Nevertheless, increasing the power of supercomputers is not the only issue that simulation developers must be concern. The classical approach to solve demanding scientific computing is to parallelize as many sections of code as possible. Usually, the data of a simulation is partitioned in multiple subdomains, all of them being distributed to different nodes in a HPC system. This process is called domain decomposition. Each subdomain may need, at some point, the information of adjacent subdomains for computing purposes. Consequently, communication is needed between the processes to synchronize the data. Choosing a wrong communication pattern or protocol can affect negatively to the performance of the simulation. This problematic, and many others, emphasizes that not only computing power is needed, but also protocols and expert programming skills are required to run a simulation with proper performance (2).

The requirements of one simulation may be different to another one. For instance, a simulation may need a full bandwidth communication pattern, or a shared memory infrastructure. Or, maybe, a simulation needs to write to disk intensively or read from memory in a high rate. Then, the characterization of an HPC simulation is extremely important in order to exploit the computing resources. Program analysis tools are used to understand program behaviour. These tools focus on the analysis of the applications and the identification of critical sections in the source code.

As a member of the active research Institute of Applied Computing and Community Code (IAC3), developing scientifically parallel simulation code, it is strongly recommended to profile and characterize our simulations for a better understanding of the current and future simulation codes and the way of increasing their performance.

# **Objectives**

The main objective for this project is the analysis and characterization of a set of real simulations with different resource requirements. There are also some extra objectives:

- Reporting a clear profile of the simulations based on a set of metrics
- Detection of bottlenecks
- Proposing, when possible, improvements of performance

# **Project Requirements**

A HPC machine or cluster is the only hardware requirement. It is needed that the machine has at least two nodes to allow parallel execution. The computing power of the machine is not relevant in this project since the purpose is not to quantify the speed of the simulations but to characterize them.

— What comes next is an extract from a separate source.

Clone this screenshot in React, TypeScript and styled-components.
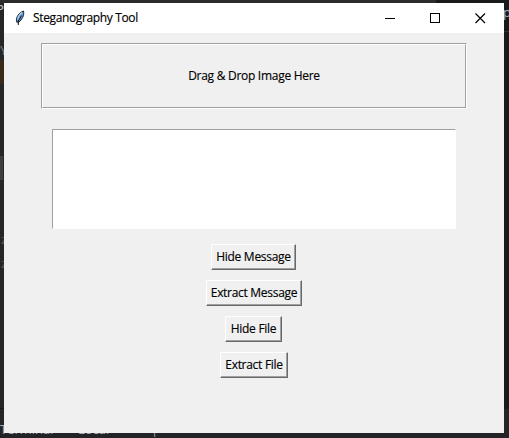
import React from 'react';
import styled, { createGlobalStyle } from 'styled-components';

const GlobalStyle = createGlobalStyle`
  * { box-sizing: border-box; }
  html, body { margin: 0; overflow: hidden; }
`;

/* The dark editor that lies behind the dialog and shows only at its edges. */
const Desktop = styled.div`
  position: relative;
  width: 509px;
  height: 438px;
  padding: 3px 5px 5px 4px;
  overflow: hidden;
  background:
    linear-gradient(#242527, #242527) 504px 409px / 5px 29px no-repeat,
    linear-gradient(#222327, #222327) 0 433px / 509px 5px no-repeat,
    linear-gradient(#2b2b2e, #2b2b2e) 0 0 / 436px 3px no-repeat,
    linear-gradient(#303134, #303134) 504px 31px / 5px 1px no-repeat,
    linear-gradient(#38291a, #38291a) 0 60px / 4px 24px no-repeat,
    linear-gradient(#3e3e40, #3e3e40) 0 156px / 3px 24px no-repeat,
    linear-gradient(#18191a, #18191a) 0 408px / 4px 1px no-repeat,
    linear-gradient(90deg, #262626 50%, #18191a 50%);
  font-family: 'Open Sans', 'Noto Sans', sans-serif;
  font-size: 12px;
  color: #000;
`;

const BackText = styled.span<{ $x: number; $y: number; $c: string }>`
  position: absolute;
  left: ${p => p.$x}px;
  top: ${p => p.$y}px;
  color: ${p => p.$c};
  font-size: 13px;
  line-height: 16px;
  white-space: pre;
`;

const Window = styled.main`
  position: relative;
  display: flex;
  flex-direction: column;
  width: 500px;
  height: 430px;
  background: #f0f0f0;
`;

const TitleBar = styled.header`
  display: flex;
  align-items: center;
  height: 30px;
  flex: none;
  padding: 0 1px 0 8px;
  background: #fff;
`;

const Title = styled.span`
  flex: 1;
  margin-left: 5px;
  line-height: 16px;
  letter-spacing: -0.36px;
  white-space: nowrap;
  -webkit-text-stroke: 0.15px #000;
`;

const Control = styled.button`
  display: flex;
  align-items: center;
  justify-content: center;
  width: 45px;
  height: 30px;
  padding: 0;
  border: 0;
  background: none;
`;

const Body = styled.section`
  display: flex;
  flex-direction: column;
  align-items: center;
  padding-top: 10px;
`;

const DropZone = styled.div`
  width: 426px;
  height: 66px;
  border: 1px solid;
  border-color: #a0a0a0 #fff #fff #a0a0a0;
`;

const DropLabel = styled.div`
  display: flex;
  align-items: center;
  justify-content: center;
  height: 100%;
  padding-bottom: 1px;
  border: 1px solid;
  border-color: #fff #a0a0a0 #a0a0a0 #fff;
  line-height: 16px;
  letter-spacing: -0.28px;
  -webkit-text-stroke: 0.15px #000;
`;

const MessageBox = styled.textarea`
  display: block;
  width: 404px;
  height: 100px;
  margin: 20px 0 15px;
  padding: 2px;
  border: 1px solid;
  border-color: #a0a0a0 #fff #fff #a0a0a0;
  border-radius: 0;
  outline: 0;
  resize: none;
  background: #fff;
`;

const Actions = styled.div`
  display: flex;
  flex-direction: column;
  align-items: center;
  gap: 10px;
`;

const ActionButton = styled.button<{ $width: number }>`
  width: ${p => p.$width}px;
  height: 26px;
  margin: 0 ${p => p.$width % 2}px 0 0;
  padding: 0;
  border: 1px solid;
  border-color: #fff #696969 #696969 #fff;
  box-shadow: inset -1px -1px #a0a0a0;
  background: #f0f0f0;
  color: #000;
  font: inherit;
  line-height: 16px;
  letter-spacing: -0.29px;
  white-space: nowrap;
  -webkit-text-stroke: 0.15px #000;
`;

const Feather = () => (
  <svg width="16" height="16" viewBox="0 0 16 16">
    <path d="M11.5 1C8.2 2 5.2 5.2 4.4 9.2L4.8 12.2L7 12C10 9.6 12.5 5.5 11.5 1Z" fill="#5a9be0" stroke="#20242c" strokeWidth="1" />
    <path d="M10 2.5C7.8 4 6.3 6.5 5.6 9.5" fill="none" stroke="#b9cfe4" strokeWidth="1.2" />
    <path d="M9.6 5.5L6.3 11L6.3 15" fill="none" stroke="#111" strokeWidth="1" />
  </svg>
);

const actions = [
  { label: 'Hide Message', width: 85 },
  { label: 'Extract Message', width: 96 },
  { label: 'Hide File', width: 57 },
  { label: 'Extract File', width: 68 },
];

export default function App() {
  return (
    <>
      <GlobalStyle />
      <Desktop>
        <BackText $x={-4} $y={1} $c="#c5c7ce">P</BackText>
        <BackText $x={503} $y={4} $c="#a5b4c6">p</BackText>
        <BackText $x={0} $y={42} $c="#77797c">Y</BackText>
        <BackText $x={1} $y={231} $c="#55575a">z</BackText>
        <BackText $x={1} $y={255} $c="#55575a">z</BackText>
        <BackText $x={0} $y={421} $c="#a8aaaf">Terminal</BackText>
        <BackText $x={78} $y={421} $c="#a8aaaf">Local</BackText>
        <BackText $x={151} $y={421} $c="#a8aaaf">|</BackText>
        <Window>
          <TitleBar>
            <Feather />
            <Title>Steganography Tool</Title>
            <Control aria-label="Minimize">
              <svg width="11" height="11" shapeRendering="crispEdges"><path d="M0 5.5H10" stroke="#000" /></svg>
            </Control>
            <Control aria-label="Maximize">
              <svg width="11" height="11" shapeRendering="crispEdges"><path d="M.5 .5H9.5V9.5H.5Z" fill="none" stroke="#000" /></svg>
            </Control>
            <Control aria-label="Close">
              <svg width="11" height="11"><path d="M.5 .5L10 10M10 .5L.5 10" stroke="#000" strokeWidth="1.2" /></svg>
            </Control>
          </TitleBar>
          <Body>
            <DropZone><DropLabel>Drag &amp; Drop Image Here</DropLabel></DropZone>
            <MessageBox aria-label="Message" />
            <Actions>
              {actions.map(a => (
                <ActionButton key={a.label} $width={a.width}>{a.label}</ActionButton>
              ))}
            </Actions>
          </Body>
        </Window>
      </Desktop>
    </>
  );
}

In order to run the simulations, the following libraries must be installed:

- Gcc 4.5.0 or 4.6.0
- OpenMPI 1.6
- HDF5 1.8.5-patch1
- Silo 4.7.2
- Boost 1.45
- SAMRAI 3.6.3-beta

#### Simulation Test Cases

Parallel applications can be classified in different ways, depending on how the instructions and data are handled. According to Flynn's taxonomy, the simulation test cases chosen for this project are SPMD (Single Program, Multiple Data), which means that the same algorithm is executed by all the processes over a different set of data (3).

These simulations have diverse requirements on a regular machine basis. Despite the difficulty to isolate a bottleneck in scientific simulations, in this project there has been tried to choose three test cases in which there is a dominant resource demand among the others.

For the whole set of simulations the execution consists in 3 main phases, an initial framework setup, the initialization and the evolution. The first phase depends on the framework, and use to be used for network and environment setup. In the initialization phase, the memory allocation and initial data setting are performed. The initialization and setup phases are usually much faster than the evolution, being undepictable in real simulations. The evolution phase is the main core of the simulation, where the calculations are done. The evolution is a set of time steps executed sequentially, and at the end of each time step there is an optional dump to disk of the current simulation state.

# **Memory-bound simulation**

RAM memory is the most demanded resource in this kind of simulations. The data is usually shared between different nodes due to the size of the simulation domain.

The test case is a basic Advection equation, which physically models the transport of a substance. The computing of the Advection equation has an extremely simple solution. This is the reason to choose this problem as a memory-bound example. By increasing the domain size as much as desired, the complexity of the simulation does not increase, minimizing the CPU user usage.

#### **Applications**

The advection simulation is one of the simplest equations modelled by Partial Differential Equations. It is used in different fields, as engineering, physics or meteorology, to simulate the motion of a scalar field while it is advected by a known velocity vector field. For instance, the equation models how fog is advected by air flow (4).

The equation in Figure 1 shows the Advection's partial differential equation.

$$\frac{\partial \Psi}{\partial t} + u * \nabla \Psi = 0$$

Figure 1. Advection equation

Being  $\Psi$  the field wanted to observe and u the vector describing the movement of the environment.

#### Simulation objective

The test case consists in a sinus profile being advected in a periodical domain. So, at the end of the simulation, the sinus should be at the same position with the same shape as at the beginning.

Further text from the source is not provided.